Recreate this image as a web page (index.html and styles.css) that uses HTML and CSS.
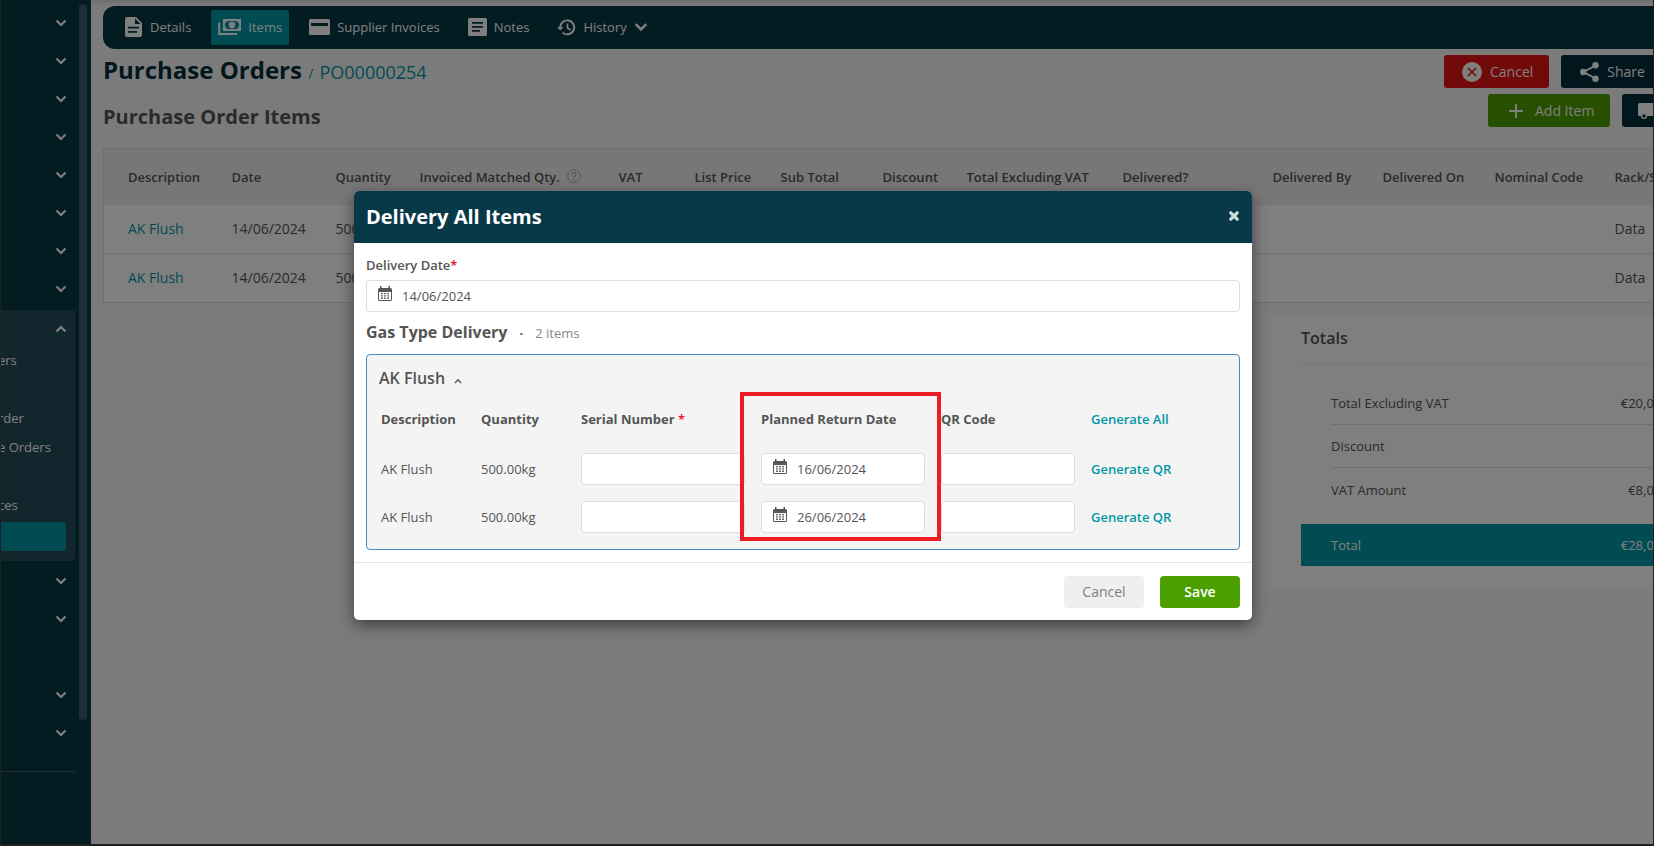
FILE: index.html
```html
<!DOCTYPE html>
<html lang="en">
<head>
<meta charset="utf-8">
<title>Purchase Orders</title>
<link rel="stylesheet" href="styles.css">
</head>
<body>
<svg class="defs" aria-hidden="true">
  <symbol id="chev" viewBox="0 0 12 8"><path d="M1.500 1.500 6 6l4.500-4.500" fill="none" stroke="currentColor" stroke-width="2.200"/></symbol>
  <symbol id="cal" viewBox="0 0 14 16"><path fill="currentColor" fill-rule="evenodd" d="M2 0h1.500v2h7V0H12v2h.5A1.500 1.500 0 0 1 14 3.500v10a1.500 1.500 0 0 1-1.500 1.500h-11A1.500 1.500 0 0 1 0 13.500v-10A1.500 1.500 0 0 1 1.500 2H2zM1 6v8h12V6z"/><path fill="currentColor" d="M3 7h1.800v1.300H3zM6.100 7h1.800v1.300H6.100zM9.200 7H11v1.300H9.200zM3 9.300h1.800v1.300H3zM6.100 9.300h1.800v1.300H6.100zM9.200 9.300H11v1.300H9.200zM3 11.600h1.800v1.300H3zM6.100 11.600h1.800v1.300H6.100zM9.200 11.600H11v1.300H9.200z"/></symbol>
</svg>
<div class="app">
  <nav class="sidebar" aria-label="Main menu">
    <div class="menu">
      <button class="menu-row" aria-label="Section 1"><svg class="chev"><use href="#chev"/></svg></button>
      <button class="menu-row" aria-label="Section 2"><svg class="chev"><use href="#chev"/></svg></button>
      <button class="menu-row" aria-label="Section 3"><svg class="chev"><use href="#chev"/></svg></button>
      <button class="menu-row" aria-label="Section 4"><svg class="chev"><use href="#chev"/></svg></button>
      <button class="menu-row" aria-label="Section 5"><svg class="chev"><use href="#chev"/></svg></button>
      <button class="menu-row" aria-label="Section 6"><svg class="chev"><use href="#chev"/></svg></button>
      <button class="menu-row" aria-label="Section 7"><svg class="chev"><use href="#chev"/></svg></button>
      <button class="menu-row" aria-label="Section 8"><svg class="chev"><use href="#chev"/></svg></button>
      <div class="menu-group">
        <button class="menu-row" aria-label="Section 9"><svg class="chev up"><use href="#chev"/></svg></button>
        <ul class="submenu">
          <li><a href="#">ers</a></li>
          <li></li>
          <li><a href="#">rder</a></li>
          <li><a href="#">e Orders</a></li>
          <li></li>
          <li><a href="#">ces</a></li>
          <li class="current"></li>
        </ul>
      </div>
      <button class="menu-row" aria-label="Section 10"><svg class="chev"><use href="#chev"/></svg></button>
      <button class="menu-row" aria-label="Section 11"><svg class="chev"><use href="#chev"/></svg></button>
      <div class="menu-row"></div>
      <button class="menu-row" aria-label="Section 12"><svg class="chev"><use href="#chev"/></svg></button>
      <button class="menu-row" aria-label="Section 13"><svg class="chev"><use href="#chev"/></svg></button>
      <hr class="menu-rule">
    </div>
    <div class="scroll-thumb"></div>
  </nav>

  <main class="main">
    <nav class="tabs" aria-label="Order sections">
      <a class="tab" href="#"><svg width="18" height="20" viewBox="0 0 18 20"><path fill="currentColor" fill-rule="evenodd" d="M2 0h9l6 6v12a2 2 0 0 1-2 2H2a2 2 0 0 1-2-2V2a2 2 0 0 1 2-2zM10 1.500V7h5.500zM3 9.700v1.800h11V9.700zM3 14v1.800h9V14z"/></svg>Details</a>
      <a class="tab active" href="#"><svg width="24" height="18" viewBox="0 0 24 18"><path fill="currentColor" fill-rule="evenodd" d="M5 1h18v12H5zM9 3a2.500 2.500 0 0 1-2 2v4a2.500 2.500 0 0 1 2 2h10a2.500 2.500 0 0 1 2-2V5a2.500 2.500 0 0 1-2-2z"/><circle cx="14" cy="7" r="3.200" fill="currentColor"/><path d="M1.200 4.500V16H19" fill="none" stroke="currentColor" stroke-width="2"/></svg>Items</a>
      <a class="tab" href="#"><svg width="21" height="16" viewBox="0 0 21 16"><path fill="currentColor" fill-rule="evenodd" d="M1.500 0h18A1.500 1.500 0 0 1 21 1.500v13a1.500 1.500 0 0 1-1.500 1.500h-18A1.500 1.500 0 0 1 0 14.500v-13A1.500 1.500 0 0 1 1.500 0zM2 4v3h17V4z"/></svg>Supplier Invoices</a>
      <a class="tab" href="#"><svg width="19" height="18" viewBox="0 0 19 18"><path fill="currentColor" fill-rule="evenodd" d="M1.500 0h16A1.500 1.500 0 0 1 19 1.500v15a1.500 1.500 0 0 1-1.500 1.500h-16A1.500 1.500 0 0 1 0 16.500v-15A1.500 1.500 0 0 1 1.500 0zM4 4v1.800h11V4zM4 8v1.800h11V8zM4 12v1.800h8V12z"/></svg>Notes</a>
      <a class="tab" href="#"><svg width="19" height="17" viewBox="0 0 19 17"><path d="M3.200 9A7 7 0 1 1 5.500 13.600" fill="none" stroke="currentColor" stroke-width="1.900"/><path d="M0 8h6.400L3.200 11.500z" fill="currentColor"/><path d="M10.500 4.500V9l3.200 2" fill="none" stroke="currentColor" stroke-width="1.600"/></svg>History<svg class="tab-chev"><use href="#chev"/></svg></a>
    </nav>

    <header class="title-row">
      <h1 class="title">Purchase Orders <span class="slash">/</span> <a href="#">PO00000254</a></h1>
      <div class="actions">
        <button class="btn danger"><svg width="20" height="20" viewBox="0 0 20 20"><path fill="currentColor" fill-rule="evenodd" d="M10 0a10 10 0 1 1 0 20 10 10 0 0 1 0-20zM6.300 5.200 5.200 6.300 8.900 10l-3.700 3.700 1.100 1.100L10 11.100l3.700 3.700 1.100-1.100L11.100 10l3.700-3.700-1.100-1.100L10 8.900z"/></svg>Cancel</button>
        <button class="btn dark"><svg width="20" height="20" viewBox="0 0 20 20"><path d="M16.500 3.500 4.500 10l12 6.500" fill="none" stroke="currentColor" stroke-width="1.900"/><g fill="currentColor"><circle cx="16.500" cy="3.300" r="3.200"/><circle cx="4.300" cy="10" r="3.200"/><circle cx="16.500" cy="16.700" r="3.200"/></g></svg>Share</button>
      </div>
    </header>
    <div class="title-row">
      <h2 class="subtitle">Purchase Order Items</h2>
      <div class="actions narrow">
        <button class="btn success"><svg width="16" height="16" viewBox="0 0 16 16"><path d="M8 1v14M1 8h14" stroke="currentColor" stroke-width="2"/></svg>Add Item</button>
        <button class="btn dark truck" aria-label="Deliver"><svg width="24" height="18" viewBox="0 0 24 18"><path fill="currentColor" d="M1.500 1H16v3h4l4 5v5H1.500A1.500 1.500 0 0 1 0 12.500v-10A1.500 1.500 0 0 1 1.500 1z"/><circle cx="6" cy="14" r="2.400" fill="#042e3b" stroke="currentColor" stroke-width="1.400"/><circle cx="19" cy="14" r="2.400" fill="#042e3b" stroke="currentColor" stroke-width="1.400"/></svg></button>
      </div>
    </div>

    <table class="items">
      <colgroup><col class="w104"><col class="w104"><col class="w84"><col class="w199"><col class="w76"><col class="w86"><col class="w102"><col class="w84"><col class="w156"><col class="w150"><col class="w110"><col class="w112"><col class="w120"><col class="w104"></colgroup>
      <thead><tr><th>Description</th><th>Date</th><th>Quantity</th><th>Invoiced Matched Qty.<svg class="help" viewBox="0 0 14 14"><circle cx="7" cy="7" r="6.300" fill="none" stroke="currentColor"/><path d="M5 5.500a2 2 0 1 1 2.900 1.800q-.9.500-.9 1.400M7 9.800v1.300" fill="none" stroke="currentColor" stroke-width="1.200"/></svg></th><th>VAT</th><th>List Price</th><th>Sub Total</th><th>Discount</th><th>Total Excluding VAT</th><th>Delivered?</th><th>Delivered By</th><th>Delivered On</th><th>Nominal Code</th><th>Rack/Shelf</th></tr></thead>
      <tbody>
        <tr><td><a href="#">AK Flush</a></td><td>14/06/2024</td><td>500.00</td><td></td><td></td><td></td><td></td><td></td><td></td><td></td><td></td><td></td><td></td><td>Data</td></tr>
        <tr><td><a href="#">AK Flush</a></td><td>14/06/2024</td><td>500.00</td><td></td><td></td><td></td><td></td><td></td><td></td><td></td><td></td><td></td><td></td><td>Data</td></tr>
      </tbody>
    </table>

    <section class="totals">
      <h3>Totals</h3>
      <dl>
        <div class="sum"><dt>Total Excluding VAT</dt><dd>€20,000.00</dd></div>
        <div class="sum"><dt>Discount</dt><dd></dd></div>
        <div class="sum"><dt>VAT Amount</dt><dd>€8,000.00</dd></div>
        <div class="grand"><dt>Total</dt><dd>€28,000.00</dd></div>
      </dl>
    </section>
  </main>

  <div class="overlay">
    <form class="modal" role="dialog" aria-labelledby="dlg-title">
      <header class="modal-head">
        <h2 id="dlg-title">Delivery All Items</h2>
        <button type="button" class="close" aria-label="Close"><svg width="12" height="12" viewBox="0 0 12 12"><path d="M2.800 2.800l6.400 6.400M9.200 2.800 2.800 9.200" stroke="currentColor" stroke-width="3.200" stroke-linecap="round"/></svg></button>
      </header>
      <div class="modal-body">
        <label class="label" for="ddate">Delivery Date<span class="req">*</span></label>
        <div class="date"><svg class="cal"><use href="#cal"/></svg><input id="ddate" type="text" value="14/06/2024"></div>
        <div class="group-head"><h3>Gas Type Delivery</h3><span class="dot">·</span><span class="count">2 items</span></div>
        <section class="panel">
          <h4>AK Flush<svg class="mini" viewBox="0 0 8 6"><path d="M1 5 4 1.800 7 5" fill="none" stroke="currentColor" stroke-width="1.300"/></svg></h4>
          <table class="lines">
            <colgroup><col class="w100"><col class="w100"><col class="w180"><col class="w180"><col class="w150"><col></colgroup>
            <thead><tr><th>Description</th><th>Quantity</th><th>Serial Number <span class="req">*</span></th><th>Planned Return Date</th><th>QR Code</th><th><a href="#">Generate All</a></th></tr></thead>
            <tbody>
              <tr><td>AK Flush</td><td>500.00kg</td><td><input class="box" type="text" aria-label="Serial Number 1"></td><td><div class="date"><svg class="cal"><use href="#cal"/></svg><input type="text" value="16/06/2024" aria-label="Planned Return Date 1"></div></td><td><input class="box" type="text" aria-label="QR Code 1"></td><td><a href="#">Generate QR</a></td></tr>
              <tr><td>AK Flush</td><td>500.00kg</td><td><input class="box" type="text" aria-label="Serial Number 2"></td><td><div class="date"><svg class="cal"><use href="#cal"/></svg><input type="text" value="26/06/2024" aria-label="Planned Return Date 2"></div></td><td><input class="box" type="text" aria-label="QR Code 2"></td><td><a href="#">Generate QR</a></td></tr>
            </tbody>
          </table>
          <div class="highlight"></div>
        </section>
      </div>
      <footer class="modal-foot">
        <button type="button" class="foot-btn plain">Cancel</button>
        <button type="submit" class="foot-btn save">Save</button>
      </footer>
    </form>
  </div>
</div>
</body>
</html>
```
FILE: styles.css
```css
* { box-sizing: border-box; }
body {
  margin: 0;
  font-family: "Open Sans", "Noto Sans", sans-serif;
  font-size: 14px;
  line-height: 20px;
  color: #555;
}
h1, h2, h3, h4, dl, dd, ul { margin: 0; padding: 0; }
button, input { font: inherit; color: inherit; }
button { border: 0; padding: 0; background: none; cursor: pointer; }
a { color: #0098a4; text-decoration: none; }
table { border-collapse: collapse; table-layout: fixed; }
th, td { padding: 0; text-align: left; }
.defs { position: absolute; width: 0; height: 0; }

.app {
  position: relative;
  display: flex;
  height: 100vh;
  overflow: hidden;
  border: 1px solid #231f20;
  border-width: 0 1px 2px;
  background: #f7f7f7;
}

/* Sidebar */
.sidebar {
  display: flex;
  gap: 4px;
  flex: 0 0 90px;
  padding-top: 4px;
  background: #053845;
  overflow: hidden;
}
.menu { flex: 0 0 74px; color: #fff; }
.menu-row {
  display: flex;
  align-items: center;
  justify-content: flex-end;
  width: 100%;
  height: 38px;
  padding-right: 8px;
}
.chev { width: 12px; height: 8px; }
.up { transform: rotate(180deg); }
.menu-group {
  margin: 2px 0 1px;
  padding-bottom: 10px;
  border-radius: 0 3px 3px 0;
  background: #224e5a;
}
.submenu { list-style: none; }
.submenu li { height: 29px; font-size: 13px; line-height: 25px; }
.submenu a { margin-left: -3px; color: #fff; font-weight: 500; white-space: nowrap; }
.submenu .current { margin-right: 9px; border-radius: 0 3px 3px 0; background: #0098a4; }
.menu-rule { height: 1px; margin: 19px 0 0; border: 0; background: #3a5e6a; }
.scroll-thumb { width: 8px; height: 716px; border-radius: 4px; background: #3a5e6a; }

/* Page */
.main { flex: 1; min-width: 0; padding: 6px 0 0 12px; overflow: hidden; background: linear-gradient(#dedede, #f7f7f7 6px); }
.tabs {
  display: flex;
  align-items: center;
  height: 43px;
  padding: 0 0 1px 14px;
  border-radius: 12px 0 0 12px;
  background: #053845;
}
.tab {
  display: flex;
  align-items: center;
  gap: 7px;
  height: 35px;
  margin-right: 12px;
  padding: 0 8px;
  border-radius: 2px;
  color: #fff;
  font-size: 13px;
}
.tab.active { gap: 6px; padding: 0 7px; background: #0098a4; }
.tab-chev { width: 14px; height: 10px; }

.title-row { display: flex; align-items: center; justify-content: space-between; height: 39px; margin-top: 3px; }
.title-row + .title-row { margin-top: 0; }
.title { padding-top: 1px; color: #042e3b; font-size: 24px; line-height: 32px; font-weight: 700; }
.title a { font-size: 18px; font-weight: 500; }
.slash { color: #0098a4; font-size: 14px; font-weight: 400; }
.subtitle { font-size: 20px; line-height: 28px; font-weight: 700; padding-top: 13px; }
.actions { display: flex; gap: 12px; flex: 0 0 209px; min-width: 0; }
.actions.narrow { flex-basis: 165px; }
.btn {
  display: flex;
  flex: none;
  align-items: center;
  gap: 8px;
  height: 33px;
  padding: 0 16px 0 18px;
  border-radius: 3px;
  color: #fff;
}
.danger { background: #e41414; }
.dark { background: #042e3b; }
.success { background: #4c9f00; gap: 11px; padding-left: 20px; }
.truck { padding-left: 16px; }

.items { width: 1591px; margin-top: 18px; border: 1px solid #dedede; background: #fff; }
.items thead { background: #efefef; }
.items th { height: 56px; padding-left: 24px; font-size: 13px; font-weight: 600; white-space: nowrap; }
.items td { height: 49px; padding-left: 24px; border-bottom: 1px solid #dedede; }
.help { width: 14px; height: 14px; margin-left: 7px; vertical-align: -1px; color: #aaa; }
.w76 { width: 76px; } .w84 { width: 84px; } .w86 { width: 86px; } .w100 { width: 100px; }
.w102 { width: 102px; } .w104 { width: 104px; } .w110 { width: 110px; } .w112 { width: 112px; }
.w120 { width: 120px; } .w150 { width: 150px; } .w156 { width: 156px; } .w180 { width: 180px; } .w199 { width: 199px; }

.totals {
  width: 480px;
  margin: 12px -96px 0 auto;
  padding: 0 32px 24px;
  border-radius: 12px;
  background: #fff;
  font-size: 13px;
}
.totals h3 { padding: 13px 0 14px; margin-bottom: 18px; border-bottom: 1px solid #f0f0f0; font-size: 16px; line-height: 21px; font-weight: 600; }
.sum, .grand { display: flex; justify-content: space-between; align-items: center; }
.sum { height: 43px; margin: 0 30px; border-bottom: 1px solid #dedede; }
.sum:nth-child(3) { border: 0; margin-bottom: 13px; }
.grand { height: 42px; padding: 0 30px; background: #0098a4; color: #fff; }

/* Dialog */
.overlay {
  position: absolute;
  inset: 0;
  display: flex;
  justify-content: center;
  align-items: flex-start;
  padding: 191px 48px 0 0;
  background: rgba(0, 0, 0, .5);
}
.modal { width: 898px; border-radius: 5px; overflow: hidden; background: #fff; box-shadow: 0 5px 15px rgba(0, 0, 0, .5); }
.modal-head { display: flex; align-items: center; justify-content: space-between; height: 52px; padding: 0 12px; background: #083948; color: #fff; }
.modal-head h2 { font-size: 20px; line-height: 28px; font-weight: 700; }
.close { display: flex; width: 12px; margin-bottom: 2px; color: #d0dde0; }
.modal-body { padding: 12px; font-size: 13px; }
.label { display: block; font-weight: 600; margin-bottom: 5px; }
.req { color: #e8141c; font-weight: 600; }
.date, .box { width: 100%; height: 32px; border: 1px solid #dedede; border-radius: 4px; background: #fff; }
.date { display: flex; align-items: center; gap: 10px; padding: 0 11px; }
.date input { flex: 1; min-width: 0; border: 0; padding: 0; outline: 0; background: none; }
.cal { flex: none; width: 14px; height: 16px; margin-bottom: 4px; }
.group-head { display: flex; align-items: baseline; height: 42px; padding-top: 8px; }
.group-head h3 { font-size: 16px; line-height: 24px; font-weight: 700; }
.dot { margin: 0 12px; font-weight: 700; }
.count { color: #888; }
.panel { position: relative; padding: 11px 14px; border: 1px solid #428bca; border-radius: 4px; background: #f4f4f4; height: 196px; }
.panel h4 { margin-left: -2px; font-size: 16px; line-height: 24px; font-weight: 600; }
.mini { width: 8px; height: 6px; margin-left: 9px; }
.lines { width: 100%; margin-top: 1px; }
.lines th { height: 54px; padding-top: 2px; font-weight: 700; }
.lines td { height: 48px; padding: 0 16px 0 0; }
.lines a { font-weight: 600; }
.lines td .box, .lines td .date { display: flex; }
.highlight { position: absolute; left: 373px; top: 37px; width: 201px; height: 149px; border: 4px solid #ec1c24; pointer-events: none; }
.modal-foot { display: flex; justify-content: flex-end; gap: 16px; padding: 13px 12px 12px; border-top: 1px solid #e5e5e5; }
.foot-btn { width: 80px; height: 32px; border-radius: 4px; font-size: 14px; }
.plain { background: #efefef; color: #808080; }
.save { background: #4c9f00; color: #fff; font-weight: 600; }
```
◇ ◇ ◇ ◇ ◇
To do:
Show all lines from the listing above in which "styles" appears.

Exercise solution:
Recreate this image as a web page (index.html and styles.css) that uses HTML and CSS.
<link rel="stylesheet" href="styles.css">
FILE: styles.css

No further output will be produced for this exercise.